メキシコ国境沿いのLAの街が舞台。悪徳警官と結託し、不法移民を攫ってきては臓器売買や売春強制で利益を得るタコス屋の主人と、その店に出入りする〝底辺に暮らす人々たち〟の群像ドラマ。
なかでも「モンストロ(怪物)」と呼ばれる覆面姿の男が印象的で、彼が物語のヒーローなのかと思いきや……さにあらず。
タコス屋に関連する人々もヤク中やアル中や盗人や人でなしなど、碌なものではないのだが、各々の思い入れと正義に則って衝動的な行動を重ね、隘路にハマってゆく。
たしかにタランティーノの『パルプ・フィクション』あたりを彷彿とさせる時系列のシャッフルや多視点的な叙述は魅力的だが、〝大傑作!〟と思わせるまでの決定的な要因には、欠ける。
とはいえ、不意に挿入されるゴア(人体破壊)シーンなど、見どころも少なくない(が、クレイグ・ザラーあたりの秀作と比べると、細部の詰めが甘い)。

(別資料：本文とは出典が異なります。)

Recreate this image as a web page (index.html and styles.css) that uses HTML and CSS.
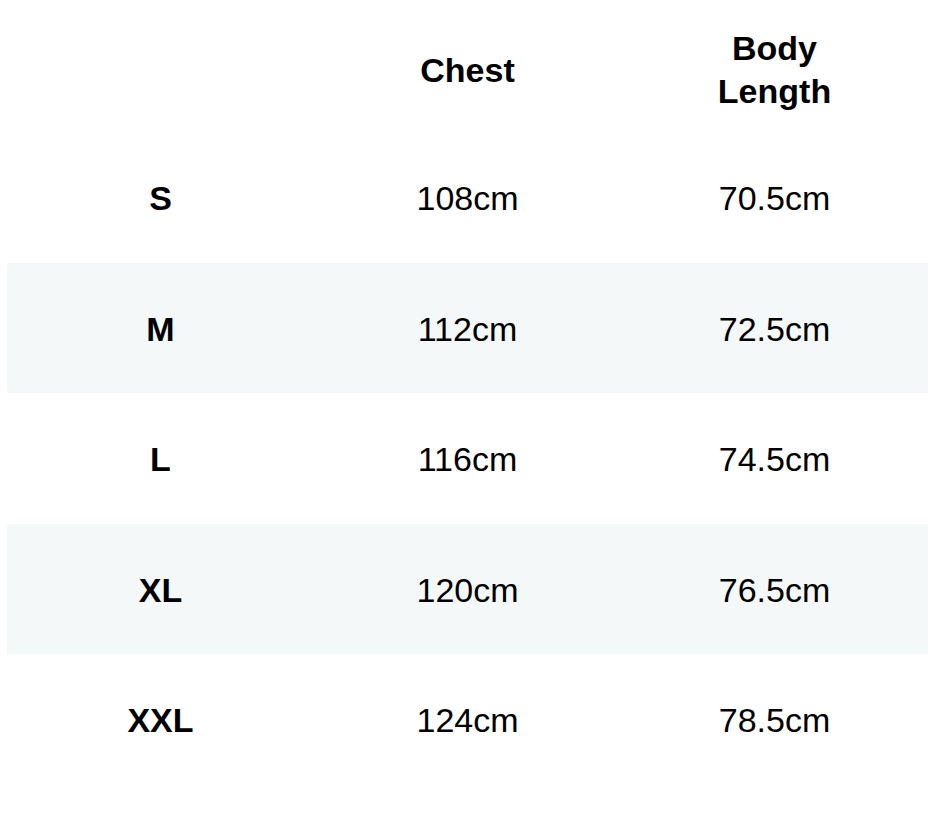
FILE: index.html
```html
<!DOCTYPE html>
<html>
<head>
<meta charset="utf-8">
<link rel="stylesheet" href="styles.css">
</head>
<body>
<div class="chart">
  <div class="row head">
    <div class="cell"></div>
    <div class="cell">Chest</div>
    <div class="cell">Body<br>Length</div>
  </div>
  <div class="row tall">
    <div class="cell size">S</div>
    <div class="cell">108cm</div>
    <div class="cell">70.5cm</div>
  </div>
  <div class="row short stripe">
    <div class="cell size">M</div>
    <div class="cell">112cm</div>
    <div class="cell">72.5cm</div>
  </div>
  <div class="row tall">
    <div class="cell size">L</div>
    <div class="cell">116cm</div>
    <div class="cell">74.5cm</div>
  </div>
  <div class="row short stripe">
    <div class="cell size">XL</div>
    <div class="cell">120cm</div>
    <div class="cell">76.5cm</div>
  </div>
  <div class="row tall">
    <div class="cell size">XXL</div>
    <div class="cell">124cm</div>
    <div class="cell">78.5cm</div>
  </div>
</div>
</body>
</html>
```
FILE: styles.css
```css
html, body {
  margin: 0;
  padding: 0;
  background: #fff;
}
body {
  font-family: "Liberation Sans", Arial, sans-serif;
  color: #000;
  font-size: 34px;
  line-height: 43px;
}
.chart {
  margin: 8px 6px 0 7px;
  width: 921px;
}
.row {
  display: grid;
  grid-template-columns: 1fr 1fr 1fr;
  align-items: center;
}
.head {
  height: 124px;
  font-weight: bold;
}
.tall { height: 131px; }
.short { height: 130px; }
.stripe { background: #f5f8f9; }
.cell {
  text-align: center;
  padding-top: 2px;
}
.head .cell {
  padding-top: 0;
}
.size {
  font-weight: bold;
}
```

何といっても、顔の真ん中に「鉤十字」のタトゥーを入れた(刑務所勤めを終えたばかりの)白人男性キャラが〝いちばんマトモ〟というのは、どういうことか?
英語とスペイン語が入り混ざったセリフ回しが、国境近くのロケーションの雰囲気をよく醸し出していた。全般的にコミカルとスリラーの、どちらつかずな演出が、惜しまれるところなのかもしれない。